With more than 2,200 mutual funds on the market, how can an investor pick the right ones? Not, according to at least one industry analyst, by looking at their performance ratings.
Instead, Charles Trzcinka, an associate professor of finance at the University of Buffalo, recommends that investors start by comparing prices.Trzcinka recently completed a study of mutual fund fees for the Securities and Exchange Commission and found that in many cases the factoring in of mutual fund fees - particularly the seemingly small marketing fees known as 12b-1 fees - can change an above-average fund into one that is performing below average for others of its category.
The complete study will be released this summer. But Trzcinka's preliminary and general conclusion is this: "It's a real danger to look at returns first."
That's a somewhat shocking statement to investors who have been primed by the multitude of mutual fund rankings to look for those funds with the best returns. In fact, there's reason to believe that the rankings mania may have gone too far: One recently published survey of the best and worst performers in each mutual fund group for the first quarter of 1990 showed scant spreads between the two.
In small utility funds, for example, the worst-performing fund lost 4.8 percent in the first three months of the year; the best performer was down only 2 percent. Of what use are comparisons like these to investors?
Instead, Trzcinka says the mutual fund investor ought first to analyze his or her own investment needs and risk tolerances. Decide first, for example, whether you have the time frame and peace of mind to put a portion of your portfolio in a small-stock mutual fund, where the risks - and rewards - are high.
Once you've decided what type of funds you want to be in, look at the cost of those funds.

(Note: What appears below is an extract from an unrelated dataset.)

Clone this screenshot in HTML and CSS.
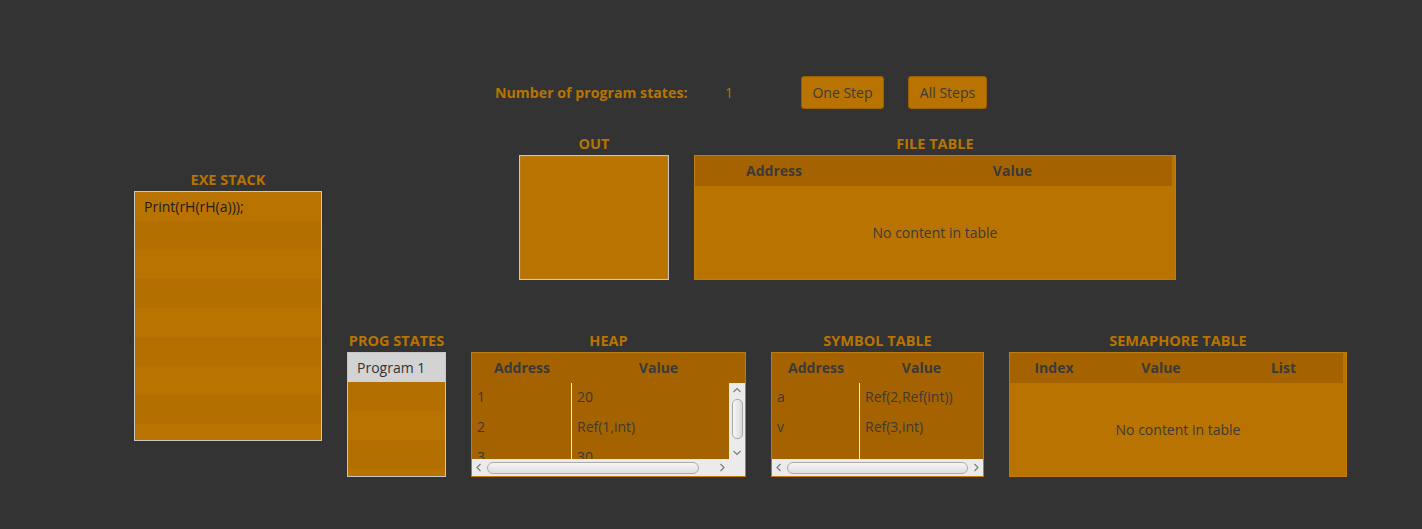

Immediately discard the "load" funds - those with front-loaded or back-loaded sales charges.
Once you have a universe of "no-load" funds, find the ones that don't have 12b-1 charges, Trzcinka says. In the long run, the cheapest funds will give you the highest net return.
Finally, when you've narrowed your group by type and weeded it by price, then - and only then - should you check the rankings. Look for funds that are steady performers, not the tippy-top or the very bottom of the ratings lists.
Trzcinka's advice on finding funds comes as the fund industry begins to shift its own marketing gears. At the industry's annual convention in Washington this week, speaker after speaker talked of the difficulties they expect in attracting investors in the '90s.
The mutual fund business is coming out of a period when new and increasingly specialized funds were announced almost daily. Now it is turning to service and packaging to bring in new investment dollars. Investment companies are reaching the point where their new funds are simply pulling dollars away from their old funds, and their cost of attracting investment dollars is rising.
"Almost every conceivable need has already been met, and the law of diminished return will take over," said John Bogle, chairman and chief executive officer of the Vanguard Group. Instead of new products, mutual funds will respond with more programs, he said.
These programs already are in evidence, particularly in areas of retirement management and college savings. Instead of selling the extra percentage point or two in returns, funds will go further to provide shareholder services, Bogle said.
Those services include lower fees, higher liquidity and more information - reliable information about the funds themselves, clearer shareholder statements, and more information in the form of retirement and education planning kits.
If Bogle's predictions come true, and mutual fund companies react to increased competitive pressures by laying off gimmicks and laying on consumer value, according to Trzcinka, it will make fund selection all the easier.